INSTRUCTION: Set the listing down again in full, word for word, with the pictures left out.

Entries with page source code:

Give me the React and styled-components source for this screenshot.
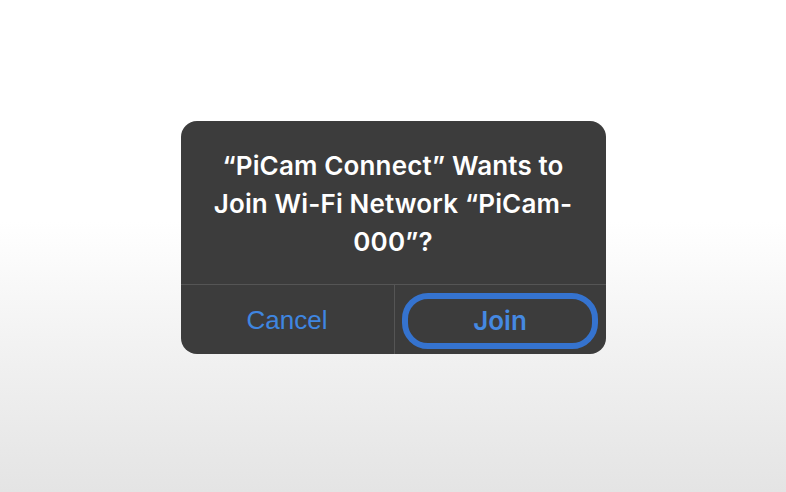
import React from 'react';
import styled, { createGlobalStyle } from 'styled-components';

const blue = '#3f86e0';
const panel = '#3c3c3c';

const GlobalStyle = createGlobalStyle`
  html, body {
    margin: 0;
    padding: 0;
  }
  body {
    min-height: 100vh;
    background: linear-gradient(180deg, #ffffff 0%, #ffffff 45%, #f2f2f2 70%, #e4e4e4 100%);
  }
`;

const Screen = styled.main`
  height: 492px;
  display: flex;
  justify-content: center;
  align-items: flex-start;
  padding-top: 121px;
  box-sizing: border-box;
`;

const Alert = styled.section`
  width: 425px;
  background: ${panel};
  border-radius: 16px;
  overflow: hidden;
  display: flex;
  flex-direction: column;
`;

const Title = styled.h2`
  margin: 0;
  padding: 26px 16px 24px;
  height: 164px;
  box-sizing: border-box;
  text-align: center;
  color: #ffffff;
  font-family: Inter, 'Noto Sans', sans-serif;
  font-weight: 600;
  font-size: 26px;
  line-height: 38px;
  letter-spacing: 0.15px;
  border-bottom: 1px solid #555555;
`;

const Actions = styled.div`
  display: grid;
  grid-template-columns: 213px 1fr;
  height: 69px;
`;

const Action = styled.button`
  border: none;
  background: transparent;
  color: ${blue};
  font-family: 'Liberation Sans', Arial, sans-serif;
  font-size: 26px;
  font-weight: 400;
  display: flex;
  align-items: center;
  justify-content: center;
  padding: 2px 0 0;
  cursor: pointer;
  & + & {
    border-left: 1px solid #555555;
  }
`;

const Focus = styled.span`
  display: flex;
  align-items: center;
  justify-content: center;
  width: 196px;
  height: 56px;
  box-sizing: border-box;
  border: 6px solid #3573cf;
  border-radius: 26px;
  font-family: Inter, 'Noto Sans', sans-serif;
  font-size: 26px;
  font-weight: 600;
  color: #4589e2;
`;

export default function App() {
  return (
    <>
      <GlobalStyle />
      <Screen>
        <Alert role="alertdialog">
          <Title>
            “PiCam Connect” Wants to Join Wi-Fi Network “PiCam-000”?
          </Title>
          <Actions>
            <Action>Cancel</Action>
            <Action>
              <Focus>Join</Focus>
            </Action>
          </Actions>
        </Alert>
      </Screen>
    </>
  );
}
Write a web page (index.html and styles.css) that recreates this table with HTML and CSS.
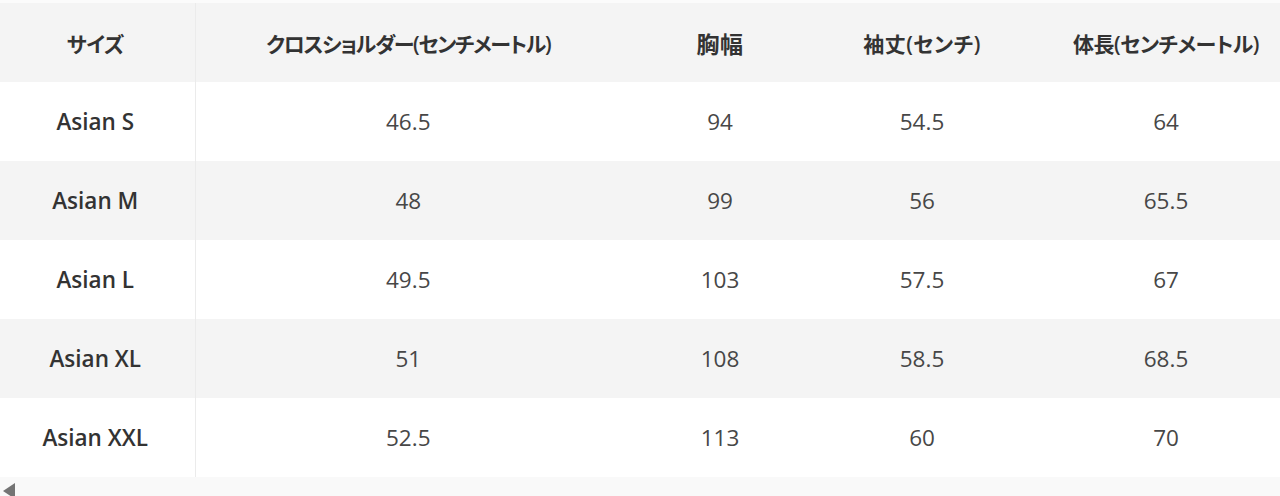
FILE: index.html
```html
<!DOCTYPE html>
<html lang="ja">
<head>
<meta charset="utf-8">
<link rel="stylesheet" href="styles.css">
</head>
<body>
<div class="page">
  <div class="top-strip"></div>
  <div class="scroller">
    <table class="size-table">
      <colgroup>
        <col class="c1"><col class="c2"><col class="c3"><col class="c4"><col class="c5">
      </colgroup>
      <thead>
        <tr>
          <th class="first">サイズ</th>
          <th class="kana-tight">クロスショルダー(センチメートル)</th>
          <th class="kanji-wide">胸幅</th>
          <th class="kana-loose">袖丈(センチ)</th>
          <th>体長(センチメートル)</th>
        </tr>
      </thead>
      <tbody>
        <tr><td class="first">Asian S</td><td>46.5</td><td>94</td><td>54.5</td><td>64</td></tr>
        <tr><td class="first">Asian M</td><td>48</td><td>99</td><td>56</td><td>65.5</td></tr>
        <tr><td class="first">Asian L</td><td>49.5</td><td>103</td><td>57.5</td><td>67</td></tr>
        <tr><td class="first">Asian XL</td><td>51</td><td>108</td><td>58.5</td><td>68.5</td></tr>
        <tr><td class="first">Asian XXL</td><td>52.5</td><td>113</td><td>60</td><td>70</td></tr>
      </tbody>
    </table>
  </div>
  <div class="hscroll"><span class="arrow-left"></span></div>
</div>
</body>
</html>
```
FILE: styles.css
```css
html, body {
  margin: 0;
  padding: 0;
  background: #ffffff;
}
.page {
  width: 1280px;
  height: 496px;
  overflow: hidden;
  font-family: "Open Sans", "Noto Sans CJK JP", sans-serif;
}
.top-strip {
  height: 3px;
  background: #fbfbfb;
}
.scroller {
  width: 1280px;
  overflow: hidden;
}
.size-table {
  border-collapse: collapse;
  table-layout: fixed;
  width: 1307px;
}
.c1 { width: 195px; }
.c2 { width: 426px; }
.c3 { width: 198px; }
.c4 { width: 206px; }
.c5 { width: 282px; }
.size-table th,
.size-table td {
  height: 79px;
  padding: 0;
  text-align: center;
  vertical-align: middle;
  font-size: 22.5px;
  white-space: nowrap;
}
.size-table th {
  background: #f4f4f4;
  color: #333333;
  font-weight: 600;
  font-size: 21px;
  font-feature-settings: "palt" 1;
  letter-spacing: -0.5px;
}
.size-table th.kana-tight {
  letter-spacing: -1.35px;
}
.size-table th.kana-loose {
  letter-spacing: 0.5px;
}
.size-table th.kanji-wide {
  font-size: 23px;
  letter-spacing: 0.5px;
}
.size-table td {
  color: #474747;
  font-weight: 400;
}
.size-table td.first {
  color: #333333;
  font-weight: 600;
}
.size-table .first {
  border-right: 1px solid #ebebeb;
  padding-right: 4px;
}
.size-table tbody tr:nth-child(even) td {
  background: #f4f4f4;
}
.hscroll {
  height: 19px;
  background: #f9f9f9;
  display: flex;
  align-items: flex-start;
  padding: 6px 0 0 3px;
  box-sizing: border-box;
  overflow: hidden;
}
.arrow-left {
  flex: none;
  width: 0;
  height: 0;
  border-top: 8px solid transparent;
  border-bottom: 8px solid transparent;
  border-right: 12px solid #747474;
}
```
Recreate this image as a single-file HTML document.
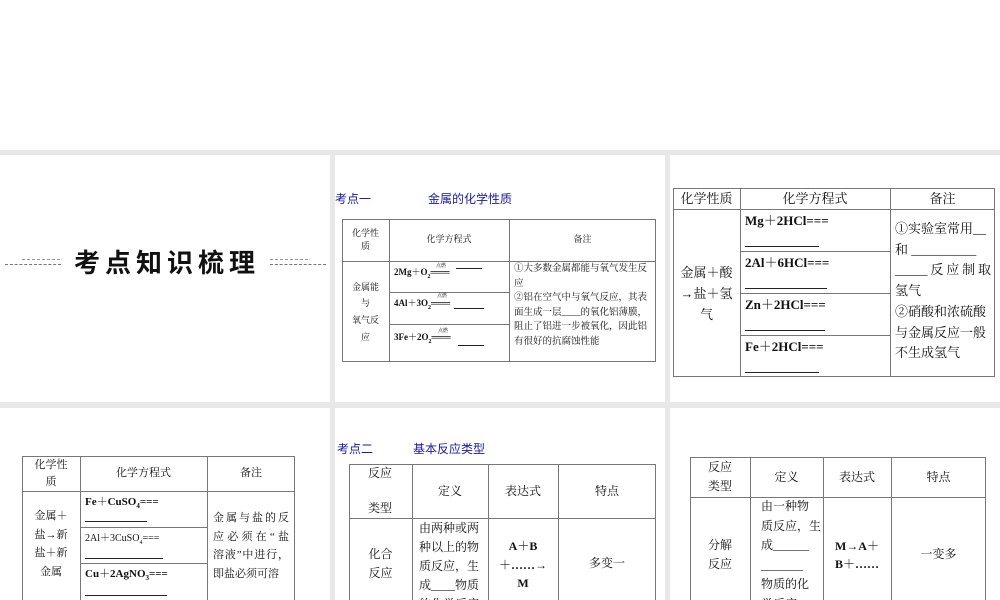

WRITTEN SOLUTION:
Give me the React and styled-components source for this screenshot.
import React from 'react';
import styled, { createGlobalStyle } from 'styled-components';

const blue = '#3f86e0';
const panel = '#3c3c3c';

const GlobalStyle = createGlobalStyle`
  html, body {
    margin: 0;
    padding: 0;
  }
  body {
    min-height: 100vh;
    background: linear-gradient(180deg, #ffffff 0%, #ffffff 45%, #f2f2f2 70%, #e4e4e4 100%);
  }
`;

const Screen = styled.main`
  height: 492px;
  display: flex;
  justify-content: center;
  align-items: flex-start;
  padding-top: 121px;
  box-sizing: border-box;
`;

const Alert = styled.section`
  width: 425px;
  background: ${panel};
  border-radius: 16px;
  overflow: hidden;
  display: flex;
  flex-direction: column;
`;

const Title = styled.h2`
  margin: 0;
  padding: 26px 16px 24px;
  height: 164px;
  box-sizing: border-box;
  text-align: center;
  color: #ffffff;
  font-family: Inter, 'Noto Sans', sans-serif;
  font-weight: 600;
  font-size: 26px;
  line-height: 38px;
  letter-spacing: 0.15px;
  border-bottom: 1px solid #555555;
`;

const Actions = styled.div`
  display: grid;
  grid-template-columns: 213px 1fr;
  height: 69px;
`;

const Action = styled.button`
  border: none;
  background: transparent;
  color: ${blue};
  font-family: 'Liberation Sans', Arial, sans-serif;
  font-size: 26px;
  font-weight: 400;
  display: flex;
  align-items: center;
  justify-content: center;
  padding: 2px 0 0;
  cursor: pointer;
  & + & {
    border-left: 1px solid #555555;
  }
`;

const Focus = styled.span`
  display: flex;
  align-items: center;
  justify-content: center;
  width: 196px;
  height: 56px;
  box-sizing: border-box;
  border: 6px solid #3573cf;
  border-radius: 26px;
  font-family: Inter, 'Noto Sans', sans-serif;
  font-size: 26px;
  font-weight: 600;
  color: #4589e2;
`;

export default function App() {
  return (
    <>
      <GlobalStyle />
      <Screen>
        <Alert role="alertdialog">
          <Title>
            “PiCam Connect” Wants to Join Wi-Fi Network “PiCam-000”?
          </Title>
          <Actions>
            <Action>Cancel</Action>
            <Action>
              <Focus>Join</Focus>
            </Action>
          </Actions>
        </Alert>
      </Screen>
    </>
  );
}
Write a web page (index.html and styles.css) that recreates this table with HTML and CSS.
FILE: index.html
```html
<!DOCTYPE html>
<html lang="ja">
<head>
<meta charset="utf-8">
<link rel="stylesheet" href="styles.css">
</head>
<body>
<div class="page">
  <div class="top-strip"></div>
  <div class="scroller">
    <table class="size-table">
      <colgroup>
        <col class="c1"><col class="c2"><col class="c3"><col class="c4"><col class="c5">
      </colgroup>
      <thead>
        <tr>
          <th class="first">サイズ</th>
          <th class="kana-tight">クロスショルダー(センチメートル)</th>
          <th class="kanji-wide">胸幅</th>
          <th class="kana-loose">袖丈(センチ)</th>
          <th>体長(センチメートル)</th>
        </tr>
      </thead>
      <tbody>
        <tr><td class="first">Asian S</td><td>46.5</td><td>94</td><td>54.5</td><td>64</td></tr>
        <tr><td class="first">Asian M</td><td>48</td><td>99</td><td>56</td><td>65.5</td></tr>
        <tr><td class="first">Asian L</td><td>49.5</td><td>103</td><td>57.5</td><td>67</td></tr>
        <tr><td class="first">Asian XL</td><td>51</td><td>108</td><td>58.5</td><td>68.5</td></tr>
        <tr><td class="first">Asian XXL</td><td>52.5</td><td>113</td><td>60</td><td>70</td></tr>
      </tbody>
    </table>
  </div>
  <div class="hscroll"><span class="arrow-left"></span></div>
</div>
</body>
</html>
```
FILE: styles.css
```css
html, body {
  margin: 0;
  padding: 0;
  background: #ffffff;
}
.page {
  width: 1280px;
  height: 496px;
  overflow: hidden;
  font-family: "Open Sans", "Noto Sans CJK JP", sans-serif;
}
.top-strip {
  height: 3px;
  background: #fbfbfb;
}
.scroller {
  width: 1280px;
  overflow: hidden;
}
.size-table {
  border-collapse: collapse;
  table-layout: fixed;
  width: 1307px;
}
.c1 { width: 195px; }
.c2 { width: 426px; }
.c3 { width: 198px; }
.c4 { width: 206px; }
.c5 { width: 282px; }
.size-table th,
.size-table td {
  height: 79px;
  padding: 0;
  text-align: center;
  vertical-align: middle;
  font-size: 22.5px;
  white-space: nowrap;
}
.size-table th {
  background: #f4f4f4;
  color: #333333;
  font-weight: 600;
  font-size: 21px;
  font-feature-settings: "palt" 1;
  letter-spacing: -0.5px;
}
.size-table th.kana-tight {
  letter-spacing: -1.35px;
}
.size-table th.kana-loose {
  letter-spacing: 0.5px;
}
.size-table th.kanji-wide {
  font-size: 23px;
  letter-spacing: 0.5px;
}
.size-table td {
  color: #474747;
  font-weight: 400;
}
.size-table td.first {
  color: #333333;
  font-weight: 600;
}
.size-table .first {
  border-right: 1px solid #ebebeb;
  padding-right: 4px;
}
.size-table tbody tr:nth-child(even) td {
  background: #f4f4f4;
}
.hscroll {
  height: 19px;
  background: #f9f9f9;
  display: flex;
  align-items: flex-start;
  padding: 6px 0 0 3px;
  box-sizing: border-box;
  overflow: hidden;
}
.arrow-left {
  flex: none;
  width: 0;
  height: 0;
  border-top: 8px solid transparent;
  border-bottom: 8px solid transparent;
  border-right: 12px solid #747474;
}
```
Recreate this image as a single-file HTML document.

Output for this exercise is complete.